▶ Source data
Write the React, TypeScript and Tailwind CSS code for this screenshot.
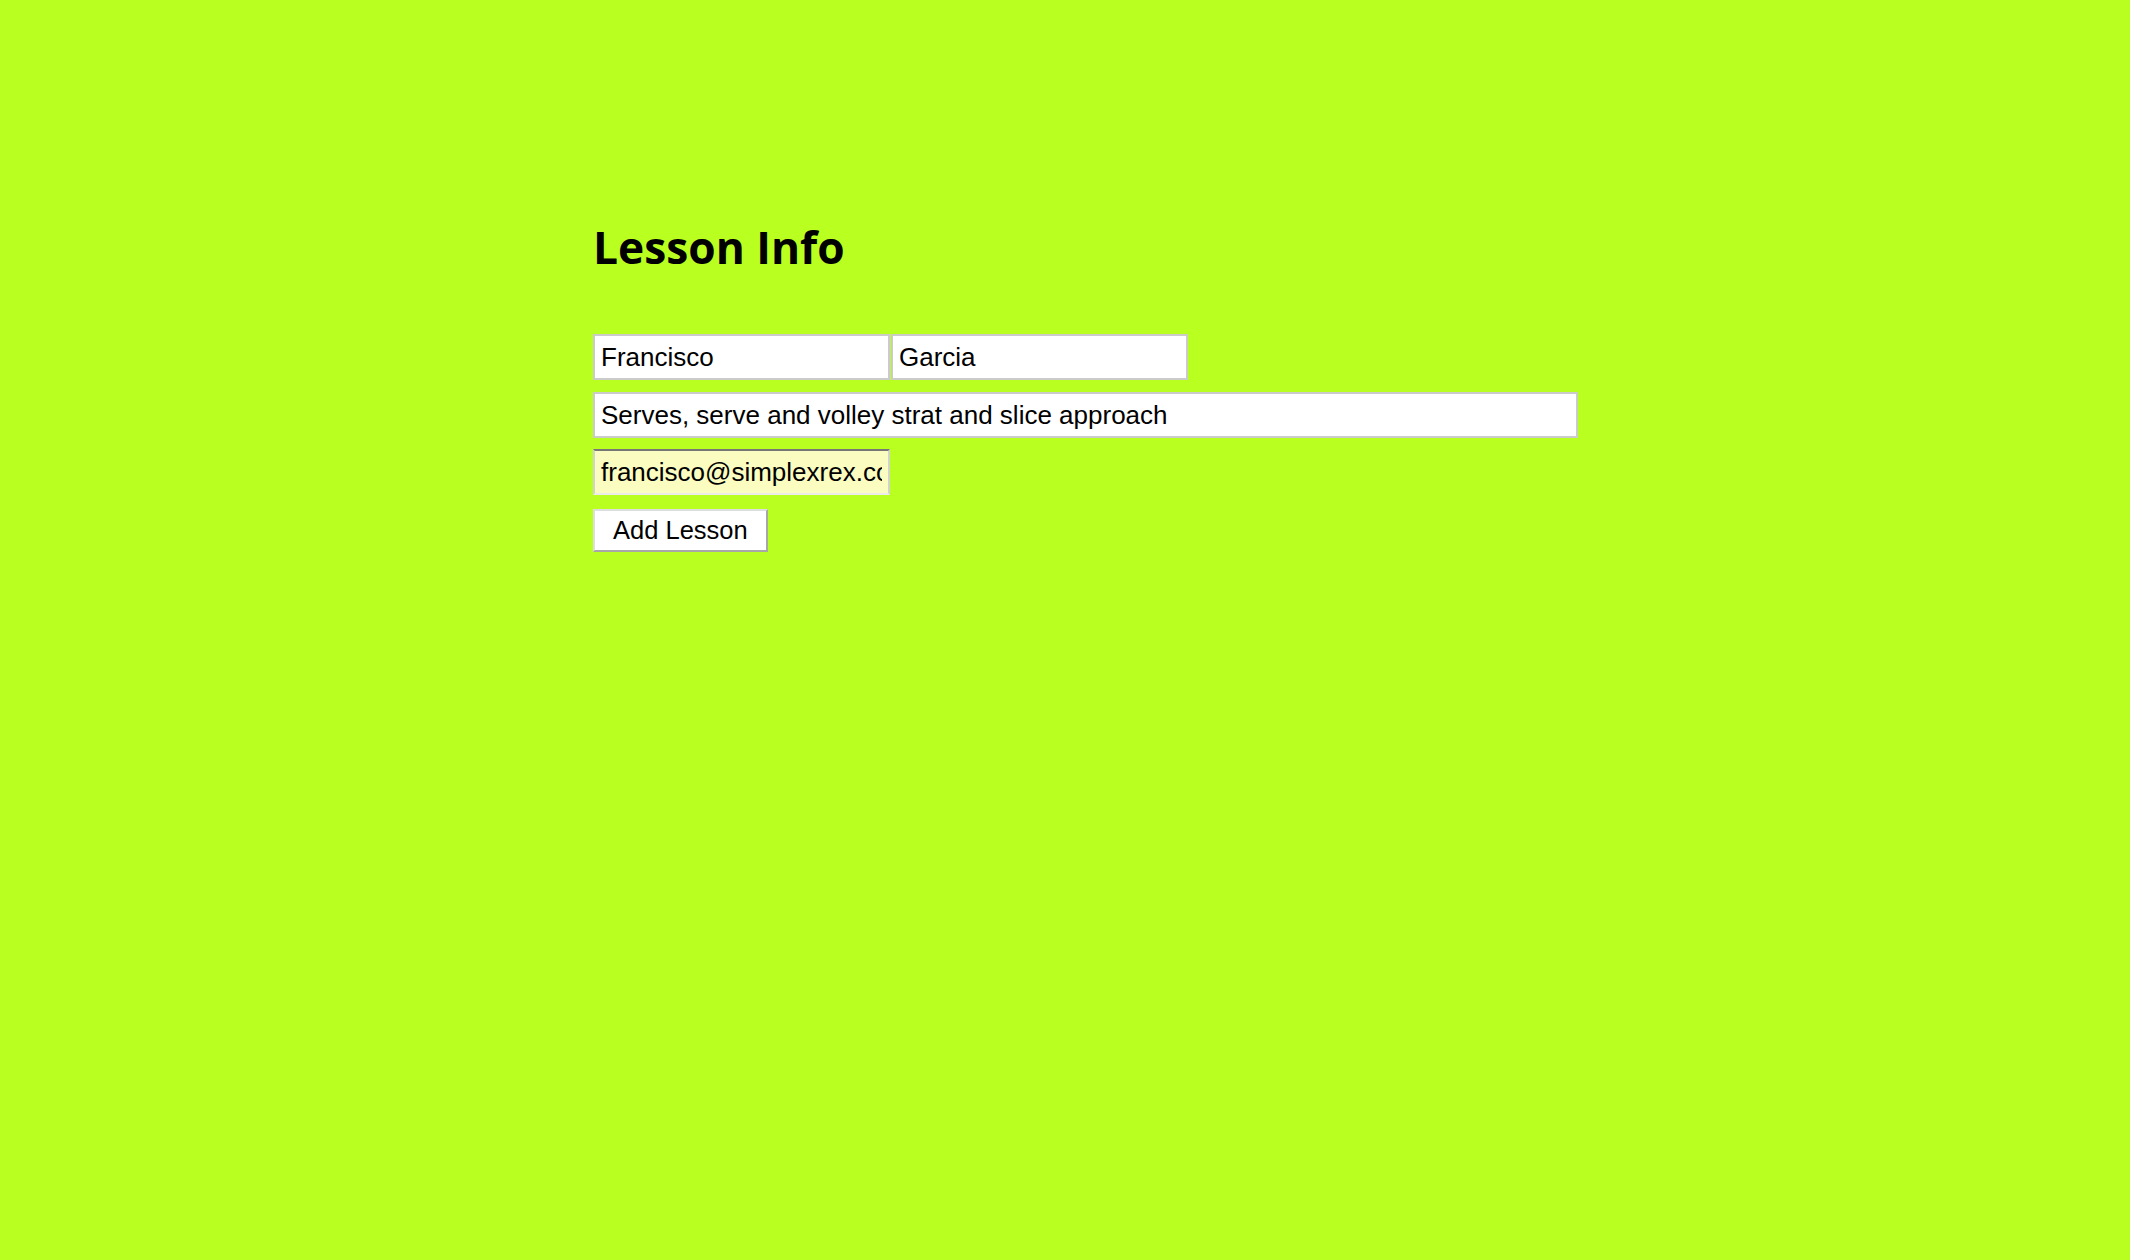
import React, { useState } from "react";

const fieldClass =
  "h-[46px] border-2 px-[6px] text-[26px] text-black outline-none font-['Liberation_Sans',Arial,sans-serif]";

const plainField = `${fieldClass} border-[#cbcbcb] bg-white`;

const App: React.FC = () => {
  const [first, setFirst] = useState("Francisco");
  const [last, setLast] = useState("Garcia");
  const [topic, setTopic] = useState(
    "Serves, serve and volley strat and slice approach"
  );
  const [email, setEmail] = useState("francisco@simplexrex.com");

  return (
    <div className="min-h-[1260px] w-full bg-[#b9ff20]">
      <div className="pl-[593px] pt-[213px]">
        <h1 className="mb-[53px] text-[44.3px] font-bold leading-[68px] text-black font-['Open_Sans',sans-serif]">
          Lesson Info
        </h1>

        <form
          className="flex flex-col items-start"
          onSubmit={(e) => e.preventDefault()}
        >
          {/* Name row */}
          <div className="flex gap-px">
            <input
              className={`${plainField} w-[297px]`}
              value={first}
              onChange={(e) => setFirst(e.target.value)}
            />
            <input
              className={`${plainField} w-[297px]`}
              value={last}
              onChange={(e) => setLast(e.target.value)}
            />
          </div>

          <input
            className={`${plainField} mt-[12px] w-[985px]`}
            value={topic}
            onChange={(e) => setTopic(e.target.value)}
          />

          <input
            className={`${fieldClass} mt-[11px] w-[297px] border-[#d2d2d2] border-t-[#777777] border-b-[#ececec] bg-[#fafcc0]`}
            value={email}
            onChange={(e) => setEmail(e.target.value)}
          />

          <button
            type="submit"
            className="mt-[14px] h-[43px] border-2 border-[#dedede] border-r-[#a8a8a8] border-b-[#a8a8a8] bg-white px-[18px] text-[25.5px] text-black font-['Liberation_Sans',Arial,sans-serif]"
          >
            Add Lesson
          </button>
        </form>
      </div>
    </div>
  );
};

export default App;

▶ What needs to be done
Your task is to reproduce exactly the lines from the start of the data above through the line containing "border-2 px-[6px] text-[26px]", leaving every picture out.

▶ Solved problem
Write the React, TypeScript and Tailwind CSS code for this screenshot.
import React, { useState } from "react";

const fieldClass =
  "h-[46px] border-2 px-[6px] text-[26px] text-black outline-none font-['Liberation_Sans',Arial,sans-serif]";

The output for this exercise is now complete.